You can think of the message pump as your first chance to process messages before they get sent to the window they are meant for. Every application gets a message queue from Windows, in which all messages meant for windows under the control of the app go. Windows will not deliver these messages to your windows until you tell it to do so. The message pump in our example can make use of several functions that deal with the message queue: PeekMessage, GetMessage, TranslateMessage and DispatchMessage. Our message pump is as follows:

// our message pump
while( (hRet = GetMessage( &msg, NULL, 0, 0 )) != 0)
{
     if (hRet == -1)
     {
         // handle the error and possibly exit
     }
     else
     {
          TranslateMessage(&msg);
          DispatchMessage(&msg);
     }
}

A lot of examples of message pumps you’ll find on the net will tell you to use the return value of GetMessage alone as the conditional of the loop, but GetMessage can also return -1 on an error, and to avoid a hideous crash, you should be prepared for that situation. That is as simple as checking for a -1 return value and dealing with it if necessary. In this example, hRet is of type HRESULT. So, our message pump pulls a message out of the queue, translates it and dispatches it. By translating it and dispatching it, we are packing it and shipping it off to the message handler of the window it is intended for.

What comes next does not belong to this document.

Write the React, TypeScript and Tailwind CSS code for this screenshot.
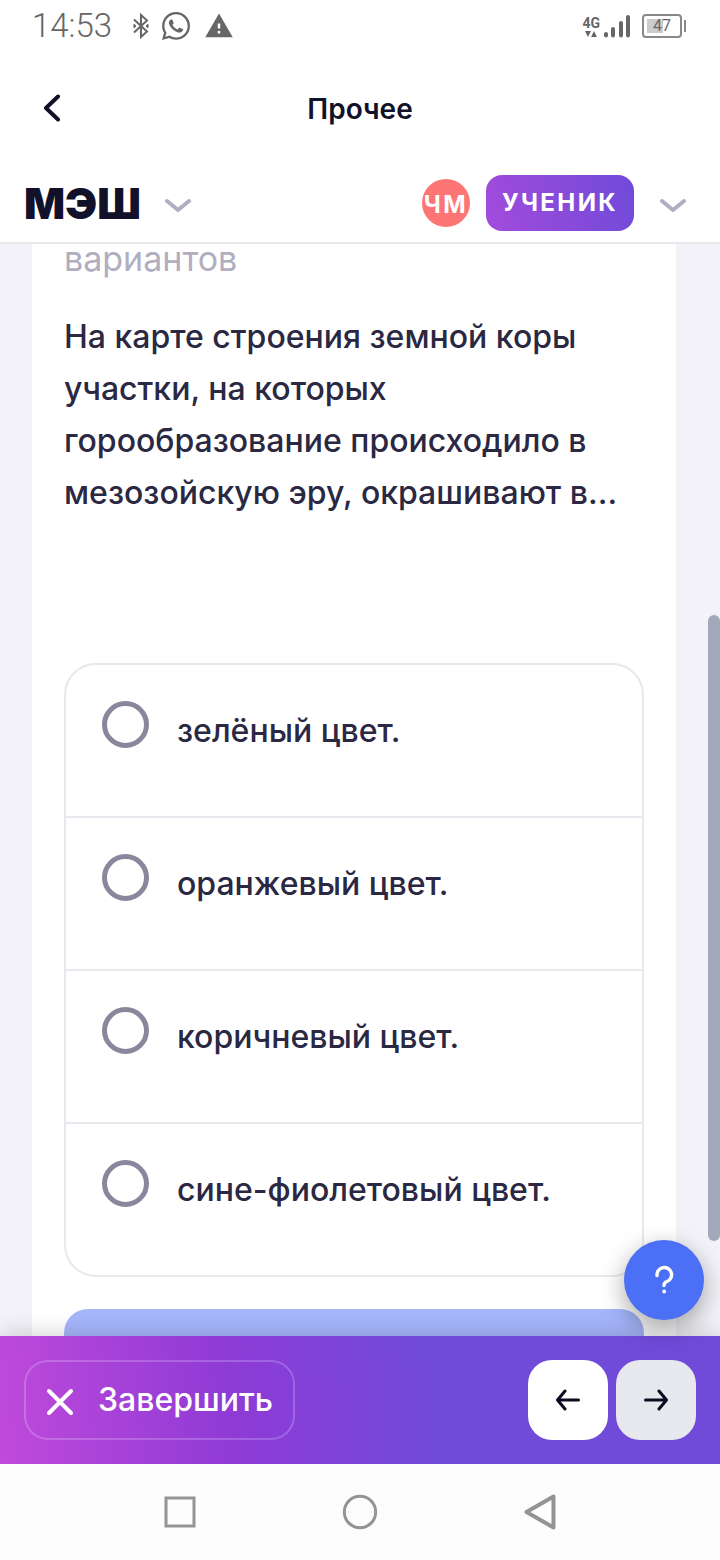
import { useState } from "react";
import { FaWhatsapp } from "react-icons/fa";
import { MdWarning } from "react-icons/md";

const options = [
  "зелёный цвет.",
  "оранжевый цвет.",
  "коричневый цвет.",
  "сине-фиолетовый цвет.",
];

function Chevron() {
  return (
    <svg width="26" height="16" viewBox="0 0 26 16" fill="none">
      <path
        d="M2 3L13 12L24 3"
        stroke="#b0aec0"
        strokeWidth="4"
        strokeLinecap="round"
        strokeLinejoin="round"
      />
    </svg>
  );
}

function StatusBar() {
  return (
    <div className="flex h-[52px] shrink-0 items-center justify-between pl-8 pr-[34px] text-[#666]">
      <div className="flex items-center">
        <span className="font-['Roboto',sans-serif] text-[33px] font-light leading-[52px]">
          14:53
        </span>
        <svg
          className="ml-5"
          width="18"
          height="26"
          viewBox="0 0 18 26"
          fill="none"
          stroke="currentColor"
          strokeWidth="2"
        >
          <path d="M2 6.5L15 18.5L9 24V2L15 7.5L2 19.5" />
          <path d="M2 11L4 13L2 15ZM16 11L14 13L16 15Z" strokeWidth="1" fill="currentColor" />
        </svg>
        <FaWhatsapp className="ml-2.5" size={32} />
        <MdWarning className="ml-3" size={30} />
      </div>
      <div className="flex items-center">
        <div className="flex flex-col items-center font-['Roboto',sans-serif] text-sm font-bold leading-4">
          4G
          <svg width="14" height="6" viewBox="0 0 14 6" fill="currentColor">
            <path d="M1 0H7L4 6ZM7 6H13L10 0Z" />
          </svg>
        </div>
        <svg
          className="ml-0.5"
          width="30"
          height="26"
          viewBox="0 0 30 26"
          fill="none"
          stroke="currentColor"
          strokeWidth="4"
          strokeLinecap="round"
        >
          <path d="M4 22.5V21M11 22.5V16M19 22.5V10M26 22.5V4" />
        </svg>
        <div className="ml-2.5 flex items-center gap-0.5">
          <div className="flex h-6 w-10 rounded border-2 border-[#888] p-[3px]">
            <div className="flex w-4 items-center whitespace-nowrap bg-[#ccc] pl-1.5 font-['Roboto',sans-serif] text-base">
              47
            </div>
          </div>
          <div className="h-3 w-0.5 bg-[#888]" />
        </div>
      </div>
    </div>
  );
}

export default function App() {
  const [answer, setAnswer] = useState("");

  return (
    <div className="flex h-screen flex-col overflow-hidden bg-white font-['Inter',sans-serif] text-[#2a2842]">
      <StatusBar />

      <div className="grid h-28 shrink-0 grid-cols-[48px_1fr_48px] items-center px-7">
        <button type="button" aria-label="Назад" className="flex size-12 items-center justify-center">
          <svg width="20" height="28" viewBox="0 0 20 28" fill="none">
            <path
              d="M16 2.5L4 14L16 25.5"
              stroke="#12112a"
              strokeWidth="4"
              strokeLinecap="round"
              strokeLinejoin="round"
            />
          </svg>
        </button>
        <h1 className="pt-0.5 text-center text-[28px] font-semibold text-[#12112a]">Прочее</h1>
      </div>

      <header className="flex h-20 shrink-0 items-center border-b-2 border-[#e7e7ee] pl-6 pr-[34px]">
        <span className="text-[43px] font-black leading-none text-[#12112a]">МЭШ</span>
        <button type="button" aria-label="Меню" className="ml-6 pt-1.5">
          <Chevron />
        </button>
        <div className="ml-auto flex size-12 items-center justify-center rounded-full bg-[#fd7575] pt-1 text-2xl font-bold tracking-widest text-white">
          ЧМ
        </div>
        <button
          type="button"
          className="ml-4 flex h-14 items-center rounded-2xl bg-[linear-gradient(75deg,#a34bdb,#704ad9)] px-4 text-2xl font-bold tracking-widest text-white"
        >
          УЧЕНИК
        </button>
        <button type="button" aria-label="Профиль" className="ml-[26px] pt-1.5">
          <Chevron />
        </button>
      </header>

      <div className="relative min-h-0 flex-1">
        <main className="h-full overflow-hidden bg-[#f3f2f8] pl-8 pr-11">
          <div className="h-full bg-white px-8">
            <p className="text-[34px] leading-[30px] text-[#b0aec0]">вариантов</p>
            <p className="mt-[37px] text-[32px] font-medium leading-[52px]">
              На карте строения земной коры участки, на которых горообразование происходило в
              мезозойскую эру, окрашивают в...
            </p>
            <div className="mt-36 divide-y-2 divide-[#e7e7ee] rounded-[32px] border-2 border-[#e7e7ee]">
              {options.map((option) => (
                <label key={option} className="flex items-start gap-7 px-9 pb-[59px] pt-9">
                  <input
                    type="radio"
                    name="answer"
                    value={option}
                    checked={answer === option}
                    onChange={() => setAnswer(option)}
                    className="size-[47px] shrink-0 appearance-none rounded-full border-[5px] border-[#88879b] checked:border-[14px] checked:border-[#4b6ff5]"
                  />
                  <span className="pt-1 text-[32px] font-medium leading-[52px]">{option}</span>
                </label>
              ))}
            </div>
            <button
              type="button"
              aria-label="Ответить"
              className="mt-8 h-20 w-full rounded-3xl bg-[#a6b6fb]"
            />
          </div>
        </main>
        <div className="absolute right-0 top-[34%] h-[626px] w-3 rounded-full bg-[#a3a8bb]" />
        <button
          type="button"
          aria-label="Помощь"
          className="absolute bottom-4 right-4 z-20 flex size-20 items-center justify-center rounded-full bg-[#4b6ff5] shadow-[0_8px_24px_rgba(0,0,0,0.35)]"
        >
          <svg width="24" height="32" viewBox="0 0 24 32" fill="none">
            <path
              d="M5 11.5A7.3 7.3 0 1 1 15 17.5Q12 18.5 12 21.5"
              stroke="white"
              strokeWidth="3.4"
              strokeLinecap="round"
            />
            <circle cx="12.2" cy="27.5" r="1.9" fill="white" />
          </svg>
        </button>
      </div>

      <footer className="z-10 flex h-32 shrink-0 items-center gap-2 bg-[linear-gradient(83deg,#c04adb,#8f3bd6_32%,#704ad9_60%)] px-6 shadow-[0_0_24px_rgba(0,0,0,0.2)]">
        <button
          type="button"
          className="mr-auto flex h-20 items-center gap-6 rounded-3xl border-2 border-white/20 px-5 text-[32px] font-medium text-white"
        >
          <svg width="28" height="32" viewBox="0 0 28 32" fill="none">
            <path d="M3 7L25 29M25 7L3 29" stroke="white" strokeWidth="4" strokeLinecap="round" />
          </svg>
          Завершить
        </button>
        <button
          type="button"
          aria-label="Предыдущий вопрос"
          className="flex size-20 items-center justify-center rounded-3xl bg-white"
        >
          <svg width="24" height="24" viewBox="0 0 24 24" fill="none">
            <path
              d="M22.5 12H2M9 3L1.5 12L9 21"
              stroke="#0b0a20"
              strokeWidth="3"
              strokeLinecap="round"
              strokeLinejoin="round"
            />
          </svg>
        </button>
        <button
          type="button"
          aria-label="Следующий вопрос"
          className="flex size-20 items-center justify-center rounded-3xl bg-[#e7e8ee]"
        >
          <svg width="24" height="24" viewBox="0 0 24 24" fill="none">
            <path
              d="M1.5 12H22M15 3L22.5 12L15 21"
              stroke="#0b0a20"
              strokeWidth="3"
              strokeLinecap="round"
              strokeLinejoin="round"
            />
          </svg>
        </button>
      </footer>

      <nav className="z-10 flex h-24 shrink-0 items-center justify-around bg-[#fdfdfd] px-[90px]">
        <button type="button" aria-label="Недавние">
          <svg width="36" height="36" viewBox="0 0 36 36" fill="none" stroke="#949494" strokeWidth="3">
            <rect x="4" y="4" width="28" height="28" />
          </svg>
        </button>
        <button type="button" aria-label="Домой">
          <svg width="36" height="36" viewBox="0 0 36 36" fill="none" stroke="#949494" strokeWidth="3">
            <circle cx="18" cy="18" r="15.7" />
          </svg>
        </button>
        <button type="button" aria-label="Назад в системе">
          <svg
            width="36"
            height="36"
            viewBox="0 0 36 36"
            fill="none"
            stroke="#949494"
            strokeWidth="4"
            strokeLinejoin="round"
          >
            <path d="M4.5 18L31.5 2.5V33.5Z" />
          </svg>
        </button>
      </nav>
    </div>
  );
}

I mentioned previously the PeekMessage function, which is almost identical to the GetMessage function, except that it does not necessarily remove the message from the queue, while GetMessage always does.

Wrap Up:

We just breezed right through basic window creation. Odds are you’ve seen this before, and if not, I will again recommend visiting the site links for this lesson. Don’t concern yourself with it too much, as we will go into much more detail in the next lesson, when we wrap these function calls inside a class. We are using C++ after all, and we should be taking advantage of the object oriented paradigm here. As you’ll see, that presents a few problems, but none too difficult.